Choosing the Right Git Branching Model: TBD, Git‑Flow, GitHub‑Flow, and GitLab‑Flow Explained
This article compares major Git branching strategies—including Trunk‑Based Development, Git‑Flow, GitHub‑Flow, and GitLab‑Flow—detailing their workflows, advantages, drawbacks, and suitability for different team sizes and release cycles, and offers guidance on selecting the optimal model for your project.
Why Branching Matters
Writing code starts the software delivery process, and releasing it marks the end; the branching model spans development, integration, and release, helping teams isolate work while managing maintenance costs.
Common Branching Models
TBD (Trunk‑Based Development)
All developers work on a single long‑lived development branch (the trunk). No long‑lived feature branches are created; releases are made by branching off the trunk when needed. Small, frequent commits enable continuous integration and rapid verification.
Only one development branch – the trunk.
All changes happen on the trunk.
Release branches are created from the trunk as needed.
Each change is small to keep verification manageable.
Git‑Flow
Git‑Flow introduces multiple long‑lived branches to support parallel feature development, integration, release preparation, and hotfixes.
feature branch – feature development.
develop branch – integration of completed features.
release branch – preparation for a version release.
hotfix branch – urgent fixes on production.
master – baseline of the latest released version.
GitHub‑Flow
GitHub‑Flow simplifies the process: the master branch is always deployable, and short‑lived feature branches are created from master. Changes are reviewed via pull requests, tested, and merged back to master for immediate deployment.
master always contains a deployable version.
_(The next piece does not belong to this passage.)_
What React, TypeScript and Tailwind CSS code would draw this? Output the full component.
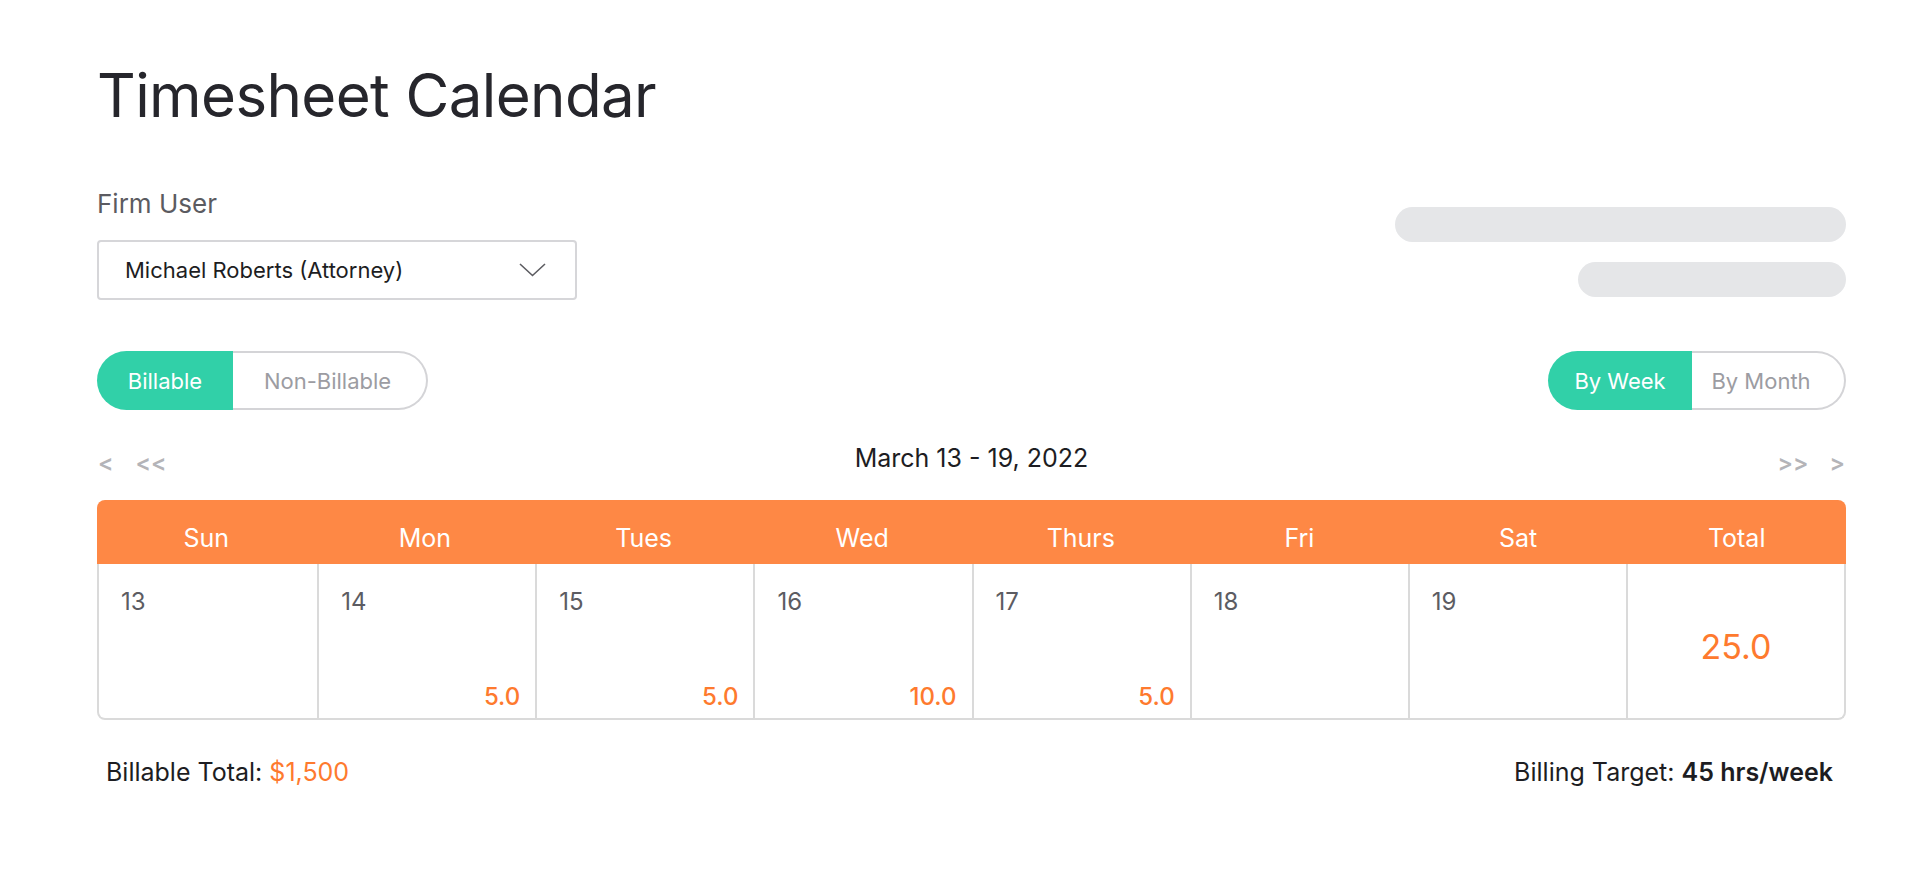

Feature branches are short‑lived and created from master.
Pull request triggers code review and testing.
Merge to master results in immediate production deployment.
GitLab‑Flow
GitLab‑Flow builds on GitHub‑Flow by adding environment‑specific branches. Merge requests replace pull requests, and production and pre‑production branches reflect code in live and staging environments respectively.
Uses merge requests for code review.
Introduces production and pre‑production branches.
master reflects code in the integration environment.
pre‑production is deployed to staging; production is deployed to live.
Choosing the Right Model
Evaluate release frequency, team size, and CI/CD maturity. Long release cycles favor Git‑Flow; short cycles or continuous deployment favor TBD or GitHub‑Flow. Teams already on GitHub naturally adopt GitHub‑Flow, while GitLab users benefit from GitLab‑Flow’s environment branches. The optimal model aligns with project complexity, versioning needs, and infrastructure capabilities.